▶ Your goal
For the listing underneath, give the count of lines containing the string "components" and nothing further.

▶ Material

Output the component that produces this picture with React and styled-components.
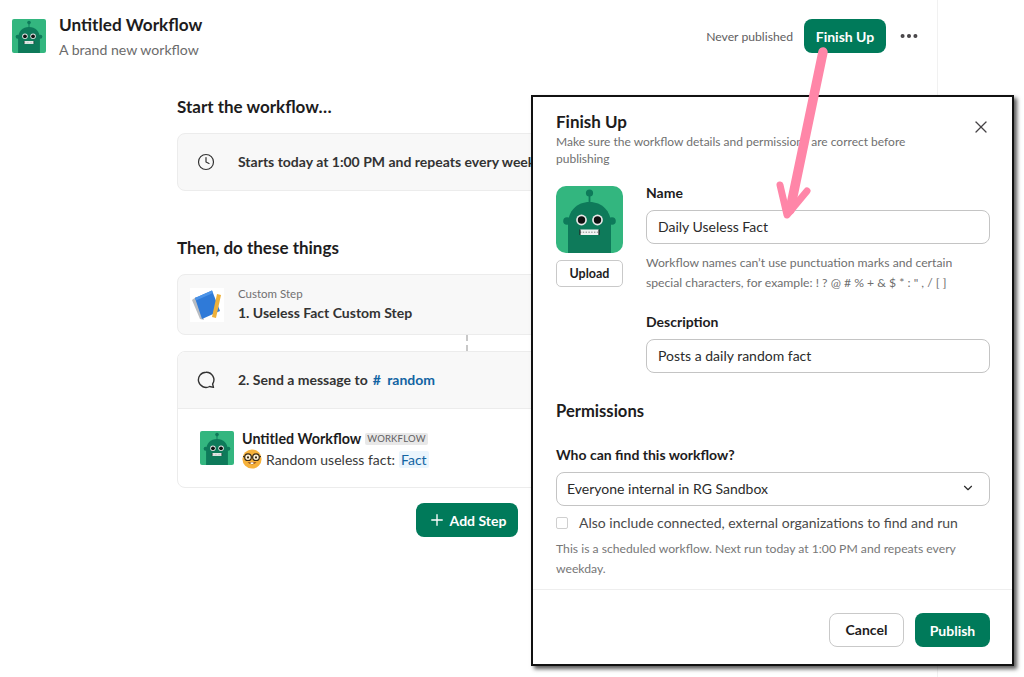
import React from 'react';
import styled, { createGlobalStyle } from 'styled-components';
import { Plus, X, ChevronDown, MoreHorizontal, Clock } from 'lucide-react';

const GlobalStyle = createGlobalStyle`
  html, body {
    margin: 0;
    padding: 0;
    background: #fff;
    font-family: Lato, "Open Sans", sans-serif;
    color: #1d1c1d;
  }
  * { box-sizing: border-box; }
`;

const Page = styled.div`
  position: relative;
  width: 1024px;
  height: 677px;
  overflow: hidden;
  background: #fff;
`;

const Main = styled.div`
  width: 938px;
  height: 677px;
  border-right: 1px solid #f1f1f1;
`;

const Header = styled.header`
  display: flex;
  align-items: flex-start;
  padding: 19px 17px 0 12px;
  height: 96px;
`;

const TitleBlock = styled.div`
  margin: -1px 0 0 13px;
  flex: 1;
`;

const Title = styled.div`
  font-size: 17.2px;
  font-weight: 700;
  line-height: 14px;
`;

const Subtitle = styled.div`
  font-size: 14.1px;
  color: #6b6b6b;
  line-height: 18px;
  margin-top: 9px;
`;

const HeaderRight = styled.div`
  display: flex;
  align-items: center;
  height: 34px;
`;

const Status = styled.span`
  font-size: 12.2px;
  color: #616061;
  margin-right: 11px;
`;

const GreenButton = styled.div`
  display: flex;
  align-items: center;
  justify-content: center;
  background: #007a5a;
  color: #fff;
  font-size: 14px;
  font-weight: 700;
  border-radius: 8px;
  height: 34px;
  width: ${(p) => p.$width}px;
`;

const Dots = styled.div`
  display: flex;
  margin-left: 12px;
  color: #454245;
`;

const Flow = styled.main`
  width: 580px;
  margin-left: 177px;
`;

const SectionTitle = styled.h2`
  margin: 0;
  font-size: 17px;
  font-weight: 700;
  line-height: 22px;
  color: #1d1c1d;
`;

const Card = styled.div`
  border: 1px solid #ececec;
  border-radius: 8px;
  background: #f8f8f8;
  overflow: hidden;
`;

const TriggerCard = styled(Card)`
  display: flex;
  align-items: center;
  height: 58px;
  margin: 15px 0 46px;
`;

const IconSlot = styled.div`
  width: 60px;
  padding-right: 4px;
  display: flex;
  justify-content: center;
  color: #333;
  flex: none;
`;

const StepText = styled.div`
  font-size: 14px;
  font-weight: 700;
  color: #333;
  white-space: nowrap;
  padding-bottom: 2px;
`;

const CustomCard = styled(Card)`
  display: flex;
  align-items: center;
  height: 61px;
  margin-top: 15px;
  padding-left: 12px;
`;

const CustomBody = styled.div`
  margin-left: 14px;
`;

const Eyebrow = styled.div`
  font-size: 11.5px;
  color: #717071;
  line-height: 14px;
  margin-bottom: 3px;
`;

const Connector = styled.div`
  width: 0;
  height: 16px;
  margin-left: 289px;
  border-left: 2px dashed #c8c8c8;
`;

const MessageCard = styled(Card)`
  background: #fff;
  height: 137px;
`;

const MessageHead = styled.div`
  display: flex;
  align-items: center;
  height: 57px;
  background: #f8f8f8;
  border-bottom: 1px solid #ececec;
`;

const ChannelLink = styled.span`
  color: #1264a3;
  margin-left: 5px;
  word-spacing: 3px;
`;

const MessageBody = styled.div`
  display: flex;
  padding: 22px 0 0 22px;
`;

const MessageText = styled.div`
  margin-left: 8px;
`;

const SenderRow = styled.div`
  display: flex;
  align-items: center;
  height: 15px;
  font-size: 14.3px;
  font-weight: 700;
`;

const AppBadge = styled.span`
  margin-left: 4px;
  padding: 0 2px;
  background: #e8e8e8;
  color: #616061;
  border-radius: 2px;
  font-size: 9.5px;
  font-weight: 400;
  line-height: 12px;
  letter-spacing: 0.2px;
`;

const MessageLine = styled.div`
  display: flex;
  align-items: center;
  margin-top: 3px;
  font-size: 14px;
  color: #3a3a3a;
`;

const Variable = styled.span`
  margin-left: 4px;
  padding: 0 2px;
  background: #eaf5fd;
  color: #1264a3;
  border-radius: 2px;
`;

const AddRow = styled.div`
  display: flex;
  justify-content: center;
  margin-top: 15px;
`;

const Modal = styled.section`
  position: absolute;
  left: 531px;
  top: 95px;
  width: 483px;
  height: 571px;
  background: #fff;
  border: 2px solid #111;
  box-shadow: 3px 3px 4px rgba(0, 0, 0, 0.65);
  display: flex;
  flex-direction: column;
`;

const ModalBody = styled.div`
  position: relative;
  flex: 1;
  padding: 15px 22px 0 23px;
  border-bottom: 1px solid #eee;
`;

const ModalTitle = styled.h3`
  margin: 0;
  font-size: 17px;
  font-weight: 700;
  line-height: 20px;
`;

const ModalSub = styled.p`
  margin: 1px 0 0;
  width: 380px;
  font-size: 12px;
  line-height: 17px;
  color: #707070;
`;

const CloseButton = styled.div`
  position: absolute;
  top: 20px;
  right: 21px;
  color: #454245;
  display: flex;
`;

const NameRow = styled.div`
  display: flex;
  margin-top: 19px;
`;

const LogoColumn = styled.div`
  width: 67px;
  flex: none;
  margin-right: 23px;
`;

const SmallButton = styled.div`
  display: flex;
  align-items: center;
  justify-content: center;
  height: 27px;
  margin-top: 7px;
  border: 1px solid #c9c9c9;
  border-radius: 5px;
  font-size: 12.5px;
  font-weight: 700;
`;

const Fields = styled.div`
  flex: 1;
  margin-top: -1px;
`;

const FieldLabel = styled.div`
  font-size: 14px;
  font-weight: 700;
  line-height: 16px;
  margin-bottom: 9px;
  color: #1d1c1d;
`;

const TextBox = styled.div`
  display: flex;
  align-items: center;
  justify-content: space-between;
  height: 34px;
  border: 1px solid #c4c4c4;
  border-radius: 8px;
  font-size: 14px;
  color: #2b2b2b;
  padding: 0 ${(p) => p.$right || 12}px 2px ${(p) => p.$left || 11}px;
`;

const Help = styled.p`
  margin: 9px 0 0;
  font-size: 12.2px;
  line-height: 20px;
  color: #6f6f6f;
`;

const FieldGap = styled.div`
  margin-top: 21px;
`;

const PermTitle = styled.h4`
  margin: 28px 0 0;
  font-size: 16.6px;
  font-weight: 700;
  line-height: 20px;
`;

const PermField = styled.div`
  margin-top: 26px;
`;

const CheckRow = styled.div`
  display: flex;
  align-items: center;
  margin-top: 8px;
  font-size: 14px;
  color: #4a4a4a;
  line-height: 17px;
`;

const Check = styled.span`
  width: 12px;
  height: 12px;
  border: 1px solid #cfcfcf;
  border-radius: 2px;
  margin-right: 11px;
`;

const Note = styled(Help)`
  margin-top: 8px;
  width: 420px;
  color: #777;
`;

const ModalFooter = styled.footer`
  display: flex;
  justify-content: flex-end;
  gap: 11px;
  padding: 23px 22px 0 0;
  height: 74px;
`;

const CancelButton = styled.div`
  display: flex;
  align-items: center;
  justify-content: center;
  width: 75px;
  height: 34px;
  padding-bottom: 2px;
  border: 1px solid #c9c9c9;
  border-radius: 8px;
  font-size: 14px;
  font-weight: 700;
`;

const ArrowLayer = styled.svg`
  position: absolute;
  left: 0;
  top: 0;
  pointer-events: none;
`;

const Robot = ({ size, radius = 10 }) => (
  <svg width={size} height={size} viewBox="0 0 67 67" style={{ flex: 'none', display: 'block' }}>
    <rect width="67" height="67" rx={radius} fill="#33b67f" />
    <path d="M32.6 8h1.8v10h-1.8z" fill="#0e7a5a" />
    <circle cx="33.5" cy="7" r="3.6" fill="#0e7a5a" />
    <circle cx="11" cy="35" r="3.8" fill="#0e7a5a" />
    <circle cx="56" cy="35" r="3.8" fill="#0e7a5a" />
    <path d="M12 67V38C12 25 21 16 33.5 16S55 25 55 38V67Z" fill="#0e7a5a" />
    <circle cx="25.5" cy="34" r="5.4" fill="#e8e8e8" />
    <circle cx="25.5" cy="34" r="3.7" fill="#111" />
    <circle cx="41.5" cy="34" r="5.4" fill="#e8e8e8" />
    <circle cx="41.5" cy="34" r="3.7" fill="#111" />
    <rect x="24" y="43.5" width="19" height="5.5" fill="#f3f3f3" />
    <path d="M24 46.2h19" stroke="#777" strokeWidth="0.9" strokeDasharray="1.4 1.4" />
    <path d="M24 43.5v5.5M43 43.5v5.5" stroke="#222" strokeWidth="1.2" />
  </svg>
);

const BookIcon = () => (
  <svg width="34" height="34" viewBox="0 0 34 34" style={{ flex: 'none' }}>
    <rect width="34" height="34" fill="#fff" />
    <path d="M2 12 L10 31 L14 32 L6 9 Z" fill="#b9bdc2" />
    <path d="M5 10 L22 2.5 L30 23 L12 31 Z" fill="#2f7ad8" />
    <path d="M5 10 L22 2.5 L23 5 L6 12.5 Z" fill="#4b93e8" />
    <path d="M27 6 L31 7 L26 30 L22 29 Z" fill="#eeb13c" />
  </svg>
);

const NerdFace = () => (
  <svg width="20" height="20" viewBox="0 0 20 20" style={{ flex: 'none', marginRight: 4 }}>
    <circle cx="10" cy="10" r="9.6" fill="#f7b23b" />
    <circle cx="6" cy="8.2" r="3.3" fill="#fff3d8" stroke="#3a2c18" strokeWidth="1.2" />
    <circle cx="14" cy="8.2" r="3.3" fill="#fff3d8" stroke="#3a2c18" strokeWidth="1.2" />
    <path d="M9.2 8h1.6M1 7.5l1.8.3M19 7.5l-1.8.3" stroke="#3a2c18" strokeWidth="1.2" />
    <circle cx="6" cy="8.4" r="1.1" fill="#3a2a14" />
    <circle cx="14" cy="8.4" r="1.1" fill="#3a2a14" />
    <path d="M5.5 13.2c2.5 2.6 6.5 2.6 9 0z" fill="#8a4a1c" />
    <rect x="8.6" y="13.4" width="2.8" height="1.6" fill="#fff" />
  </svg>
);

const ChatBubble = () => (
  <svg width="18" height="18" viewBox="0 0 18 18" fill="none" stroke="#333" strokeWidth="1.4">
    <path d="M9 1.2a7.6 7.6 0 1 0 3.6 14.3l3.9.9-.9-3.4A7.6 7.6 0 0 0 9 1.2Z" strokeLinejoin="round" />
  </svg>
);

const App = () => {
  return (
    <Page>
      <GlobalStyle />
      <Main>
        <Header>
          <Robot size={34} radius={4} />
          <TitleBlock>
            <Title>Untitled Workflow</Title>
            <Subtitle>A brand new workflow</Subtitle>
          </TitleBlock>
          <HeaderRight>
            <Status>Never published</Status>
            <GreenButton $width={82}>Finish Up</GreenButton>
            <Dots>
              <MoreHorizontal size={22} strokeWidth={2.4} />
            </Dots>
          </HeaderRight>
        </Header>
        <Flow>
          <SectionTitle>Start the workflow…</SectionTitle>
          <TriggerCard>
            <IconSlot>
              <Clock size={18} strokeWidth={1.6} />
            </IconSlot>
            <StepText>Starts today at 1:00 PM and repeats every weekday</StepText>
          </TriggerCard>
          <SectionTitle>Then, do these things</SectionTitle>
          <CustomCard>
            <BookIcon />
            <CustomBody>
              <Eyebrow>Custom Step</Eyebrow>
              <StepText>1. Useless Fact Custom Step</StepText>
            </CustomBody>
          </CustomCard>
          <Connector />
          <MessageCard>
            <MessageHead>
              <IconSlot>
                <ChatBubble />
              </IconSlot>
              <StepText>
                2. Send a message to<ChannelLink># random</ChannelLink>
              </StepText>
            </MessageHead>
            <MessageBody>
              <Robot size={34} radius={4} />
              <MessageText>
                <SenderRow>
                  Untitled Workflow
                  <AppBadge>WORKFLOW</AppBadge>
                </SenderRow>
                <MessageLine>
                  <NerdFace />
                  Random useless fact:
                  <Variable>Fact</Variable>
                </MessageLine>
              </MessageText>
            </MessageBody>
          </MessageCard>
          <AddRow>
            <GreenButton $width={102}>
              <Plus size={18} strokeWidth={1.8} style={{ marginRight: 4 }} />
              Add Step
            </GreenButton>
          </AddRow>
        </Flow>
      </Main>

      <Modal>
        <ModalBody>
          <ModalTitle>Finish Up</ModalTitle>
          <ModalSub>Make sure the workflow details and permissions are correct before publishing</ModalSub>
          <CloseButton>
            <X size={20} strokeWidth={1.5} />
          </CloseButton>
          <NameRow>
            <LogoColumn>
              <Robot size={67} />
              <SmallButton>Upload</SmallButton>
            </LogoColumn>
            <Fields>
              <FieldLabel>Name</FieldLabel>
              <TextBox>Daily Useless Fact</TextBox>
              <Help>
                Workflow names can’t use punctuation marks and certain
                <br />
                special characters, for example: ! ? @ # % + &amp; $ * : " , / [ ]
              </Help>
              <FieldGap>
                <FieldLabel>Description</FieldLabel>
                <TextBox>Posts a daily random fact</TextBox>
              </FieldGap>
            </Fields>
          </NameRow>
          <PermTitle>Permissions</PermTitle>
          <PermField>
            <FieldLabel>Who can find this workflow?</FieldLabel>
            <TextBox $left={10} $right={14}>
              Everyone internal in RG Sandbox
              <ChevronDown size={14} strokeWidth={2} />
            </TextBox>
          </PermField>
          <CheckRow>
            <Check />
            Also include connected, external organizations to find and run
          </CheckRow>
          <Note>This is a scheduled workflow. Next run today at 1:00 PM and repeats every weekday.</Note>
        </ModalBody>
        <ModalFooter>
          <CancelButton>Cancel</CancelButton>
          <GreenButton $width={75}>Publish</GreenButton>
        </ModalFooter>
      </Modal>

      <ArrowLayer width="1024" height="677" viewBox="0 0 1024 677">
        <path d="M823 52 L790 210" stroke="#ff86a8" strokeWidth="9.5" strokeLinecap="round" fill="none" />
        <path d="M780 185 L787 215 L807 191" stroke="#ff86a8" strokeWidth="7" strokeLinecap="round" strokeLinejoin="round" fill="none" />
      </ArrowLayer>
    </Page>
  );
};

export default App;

▶ Written response
2